### Written exercise
Can you write out all the lines word for word, with no pictures?

### Data lines
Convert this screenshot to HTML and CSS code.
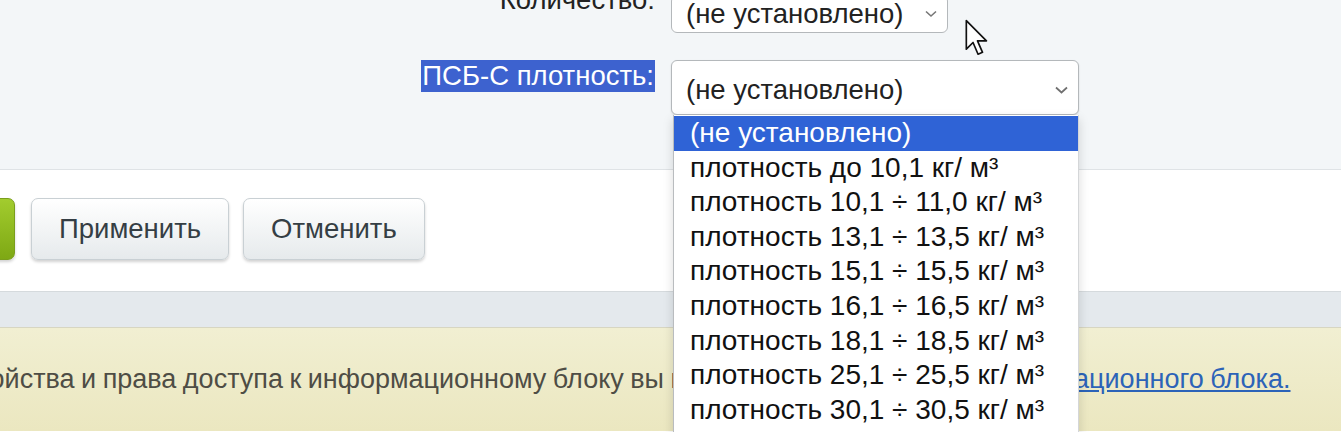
FILE: index.html
```html
<!DOCTYPE html>
<html lang="ru">
<head>
    <meta charset="UTF-8">
    <title>Свойства элемента</title>
    <link rel="stylesheet" href="styles.css">
</head>
<body>
    <div class="page">
        <div class="form-area">
            <div class="form-row first-row">
                <label class="field-label" for="kolvo">Количество:</label>
                <div class="select-box small">
                    <span>(не установлено)</span>
                    <svg class="chevron" width="12" height="8" viewBox="0 0 12 8"><path d="M1 1.5 L6 6 L11 1.5" fill="none" stroke="#777" stroke-width="1.6"/></svg>
                </div>
            </div>
            <div class="form-row">
                <label class="field-label" for="psb"><span class="selected-text">ПСБ-С плотность:</span></label>
                <div class="select-box wide">
                    <span>(не установлено)</span>
                    <svg class="chevron" width="13" height="8" viewBox="0 0 13 8"><path d="M1 1.5 L6.5 6.5 L12 1.5" fill="none" stroke="#6f6f6f" stroke-width="1.7"/></svg>
                </div>
            </div>
        </div>

        <div class="buttons-area">
            <button class="btn btn-save">Сохранить</button>
            <button class="btn">Применить</button>
            <button class="btn">Отменить</button>
        </div>

        <div class="band"></div>

        <div class="notice">
            <p>Свойства и права доступа к информационному блоку вы можете задать в форме <a href="#">информационного блока.</a></p>
        </div>

        <!-- открытый список -->
        <ul class="dropdown">
            <li class="active">(не установлено)</li>
            <li>плотность до 10,1 кг/ м³</li>
            <li>плотность 10,1 ÷ 11,0 кг/ м³</li>
            <li>плотность 13,1 ÷ 13,5 кг/ м³</li>
            <li>плотность 15,1 ÷ 15,5 кг/ м³</li>
            <li>плотность 16,1 ÷ 16,5 кг/ м³</li>
            <li>плотность 18,1 ÷ 18,5 кг/ м³</li>
            <li>плотность 25,1 ÷ 25,5 кг/ м³</li>
            <li>плотность 30,1 ÷ 30,5 кг/ м³</li>
            <li>плотность 35,1 ÷ 35,5 кг/ м³</li>
        </ul>

        <svg class="cursor" width="27" height="38" viewBox="0 0 24 34">
            <path d="M2 1.5 L2 27 L8 21 L12.5 31.5 L16.5 29.8 L12 19.5 L20 19.5 Z" fill="#fff" stroke="#111" stroke-width="1.5" stroke-linejoin="round"/>
        </svg>
    </div>
</body>
</html>
```

FILE: styles.css
```css
* {
    margin: 0;
    padding: 0;
    box-sizing: border-box;
}

body {
    font-family: 'Liberation Sans', Arial, sans-serif;
    color: #222;
    background-color: #fff;
    overflow: hidden;
}

.page {
    position: relative;
    width: 1341px;
    height: 432px;
    overflow: hidden;
}

/* верхняя часть формы */
.form-area {
    display: flow-root;
    height: 170px;
    background-color: #f3f6f8;
    border-bottom: 1px solid #dfe3e6;
}

.form-row {
    display: grid;
    grid-template-columns: 655px 410px;
    column-gap: 16px;
    align-items: start;
    margin-bottom: 27px;
}

.first-row {
    margin-top: -5px;
}

.field-label {
    text-align: right;
    font-size: 27.5px;
    line-height: 32px;
    color: #222;
}

.first-row .field-label {
    margin-top: -11px;
}

.selected-text {
    background-color: #3d62cf;
    color: #fff;
    display: inline-block;
    padding: 0 1px;
}

.select-box {
    display: flex;
    align-items: center;
    justify-content: space-between;
    background-color: #fff;
    border: 1px solid #b4b8bb;
    border-radius: 6px;
    font-size: 27.5px;
    color: #222;
    padding: 0 10px 0 14px;
}

.select-box.small {
    width: 277px;
    height: 38px;
}

.select-box.wide {
    width: 408px;
    height: 55px;
    padding-top: 4px;
    box-shadow: 0 1px 2px rgba(0, 0, 0, 0.12);
}

.chevron {
    flex: none;
}

/* кнопки */
.buttons-area {
    height: 122px;
    background-color: #fff;
    display: flex;
    align-items: flex-start;
    gap: 14px;
    padding-top: 28px;
    border-bottom: 1px solid #d5dadd;
}

.btn {
    height: 62px;
    padding: 0 27px;
    font-family: 'Liberation Sans', Arial, sans-serif;
    font-size: 27.5px;
    color: #353e44;
    background: linear-gradient(#ffffff, #e6eaec);
    border: 1px solid #c9d0d4;
    border-radius: 7px;
    box-shadow: 0 2px 3px rgba(0, 0, 0, 0.18);
    cursor: pointer;
}

.btn-save {
    width: 180px;
    margin-left: -165px;
    margin-right: 2px;
    color: #fff;
    background: linear-gradient(#a2cc2e, #7ea814);
    border-color: #7a9e1c;
}

.band {
    height: 36px;
    background-color: #e4e9ed;
    border-bottom: 1px solid #d7d6c2;
}

/* сообщение */
.notice {
    height: 103px;
    background: linear-gradient(#f1efd2, #ebe7c0);
    padding-top: 36px;
}

.notice p {
    font-size: 27px;
    color: #4e4d45;
    white-space: nowrap;
    word-spacing: -1px;
    margin-left: -44px;
}

.notice a {
    color: #2c63b8;
}

/* выпадающий список */
.dropdown {
    position: absolute;
    left: 673px;
    top: 115px;
    width: 406px;
    list-style: none;
    background-color: #fff;
    border-left: 1px solid #b9bcbf;
    border-right: 1px solid #d4d6d8;
    box-shadow: 0 4px 10px rgba(0, 0, 0, 0.15);
    padding-top: 1px;
}

.dropdown li {
    height: 34.6px;
    line-height: 34.6px;
    font-size: 28px;
    color: #111;
    padding-left: 16px;
    white-space: nowrap;
}

.dropdown li.active {
    background-color: #2f63d6;
    color: #fff;
}

.cursor {
    position: absolute;
    left: 964px;
    top: 19px;
}
```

### Result of the task
Convert this screenshot to HTML and CSS code.
FILE: index.html
```html
<!DOCTYPE html>
<html lang="ru">
<head>
    <meta charset="UTF-8">
    <title>Свойства элемента</title>
    <link rel="stylesheet" href="styles.css">
</head>
<body>
    <div class="page">
        <div class="form-area">
            <div class="form-row first-row">
                <label class="field-label" for="kolvo">Количество:</label>
                <div class="select-box small">
                    <span>(не установлено)</span>
                    <svg class="chevron" width="12" height="8" viewBox="0 0 12 8"><path d="M1 1.5 L6 6 L11 1.5" fill="none" stroke="#777" stroke-width="1.6"/></svg>
                </div>
            </div>
            <div class="form-row">
                <label class="field-label" for="psb"><span class="selected-text">ПСБ-С плотность:</span></label>
                <div class="select-box wide">
                    <span>(не установлено)</span>
                    <svg class="chevron" width="13" height="8" viewBox="0 0 13 8"><path d="M1 1.5 L6.5 6.5 L12 1.5" fill="none" stroke="#6f6f6f" stroke-width="1.7"/></svg>
                </div>
            </div>
        </div>

        <div class="buttons-area">
            <button class="btn btn-save">Сохранить</button>
            <button class="btn">Применить</button>
            <button class="btn">Отменить</button>
        </div>

        <div class="band"></div>

        <div class="notice">
            <p>Свойства и права доступа к информационному блоку вы можете задать в форме <a href="#">информационного блока.</a></p>
        </div>

        <!-- открытый список -->
        <ul class="dropdown">
            <li class="active">(не установлено)</li>
            <li>плотность до 10,1 кг/ м³</li>
            <li>плотность 10,1 ÷ 11,0 кг/ м³</li>
            <li>плотность 13,1 ÷ 13,5 кг/ м³</li>
            <li>плотность 15,1 ÷ 15,5 кг/ м³</li>
            <li>плотность 16,1 ÷ 16,5 кг/ м³</li>
            <li>плотность 18,1 ÷ 18,5 кг/ м³</li>
            <li>плотность 25,1 ÷ 25,5 кг/ м³</li>
            <li>плотность 30,1 ÷ 30,5 кг/ м³</li>
            <li>плотность 35,1 ÷ 35,5 кг/ м³</li>
        </ul>

        <svg class="cursor" width="27" height="38" viewBox="0 0 24 34">
            <path d="M2 1.5 L2 27 L8 21 L12.5 31.5 L16.5 29.8 L12 19.5 L20 19.5 Z" fill="#fff" stroke="#111" stroke-width="1.5" stroke-linejoin="round"/>
        </svg>
    </div>
</body>
</html>
```

FILE: styles.css
```css
* {
    margin: 0;
    padding: 0;
    box-sizing: border-box;
}

body {
    font-family: 'Liberation Sans', Arial, sans-serif;
    color: #222;
    background-color: #fff;
    overflow: hidden;
}

.page {
    position: relative;
    width: 1341px;
    height: 432px;
    overflow: hidden;
}

/* верхняя часть формы */
.form-area {
    display: flow-root;
    height: 170px;
    background-color: #f3f6f8;
    border-bottom: 1px solid #dfe3e6;
}

.form-row {
    display: grid;
    grid-template-columns: 655px 410px;
    column-gap: 16px;
    align-items: start;
    margin-bottom: 27px;
}

.first-row {
    margin-top: -5px;
}

.field-label {
    text-align: right;
    font-size: 27.5px;
    line-height: 32px;
    color: #222;
}

.first-row .field-label {
    margin-top: -11px;
}

.selected-text {
    background-color: #3d62cf;
    color: #fff;
    display: inline-block;
    padding: 0 1px;
}

.select-box {
    display: flex;
    align-items: center;
    justify-content: space-between;
    background-color: #fff;
    border: 1px solid #b4b8bb;
    border-radius: 6px;
    font-size: 27.5px;
    color: #222;
    padding: 0 10px 0 14px;
}

.select-box.small {
    width: 277px;
    height: 38px;
}

.select-box.wide {
    width: 408px;
    height: 55px;
    padding-top: 4px;
    box-shadow: 0 1px 2px rgba(0, 0, 0, 0.12);
}

.chevron {
    flex: none;
}

/* кнопки */
.buttons-area {
    height: 122px;
    background-color: #fff;
    display: flex;
    align-items: flex-start;
    gap: 14px;
    padding-top: 28px;
    border-bottom: 1px solid #d5dadd;
}

.btn {
    height: 62px;
    padding: 0 27px;
    font-family: 'Liberation Sans', Arial, sans-serif;
    font-size: 27.5px;
    color: #353e44;
    background: linear-gradient(#ffffff, #e6eaec);
    border: 1px solid #c9d0d4;
    border-radius: 7px;
    box-shadow: 0 2px 3px rgba(0, 0, 0, 0.18);
    cursor: pointer;
}

.btn-save {
    width: 180px;
    margin-left: -165px;
    margin-right: 2px;
    color: #fff;
    background: linear-gradient(#a2cc2e, #7ea814);
    border-color: #7a9e1c;
}

.band {
    height: 36px;
    background-color: #e4e9ed;
    border-bottom: 1px solid #d7d6c2;
}

/* сообщение */
.notice {
    height: 103px;
    background: linear-gradient(#f1efd2, #ebe7c0);
    padding-top: 36px;
}

.notice p {
    font-size: 27px;
    color: #4e4d45;
    white-space: nowrap;
    word-spacing: -1px;
    margin-left: -44px;
}

.notice a {
    color: #2c63b8;
}

/* выпадающий список */
.dropdown {
    position: absolute;
    left: 673px;
    top: 115px;
    width: 406px;
    list-style: none;
    background-color: #fff;
    border-left: 1px solid #b9bcbf;
    border-right: 1px solid #d4d6d8;
    box-shadow: 0 4px 10px rgba(0, 0, 0, 0.15);
    padding-top: 1px;
}

.dropdown li {
    height: 34.6px;
    line-height: 34.6px;
    font-size: 28px;
    color: #111;
    padding-left: 16px;
    white-space: nowrap;
}

.dropdown li.active {
    background-color: #2f63d6;
    color: #fff;
}

.cursor {
    position: absolute;
    left: 964px;
    top: 19px;
}
```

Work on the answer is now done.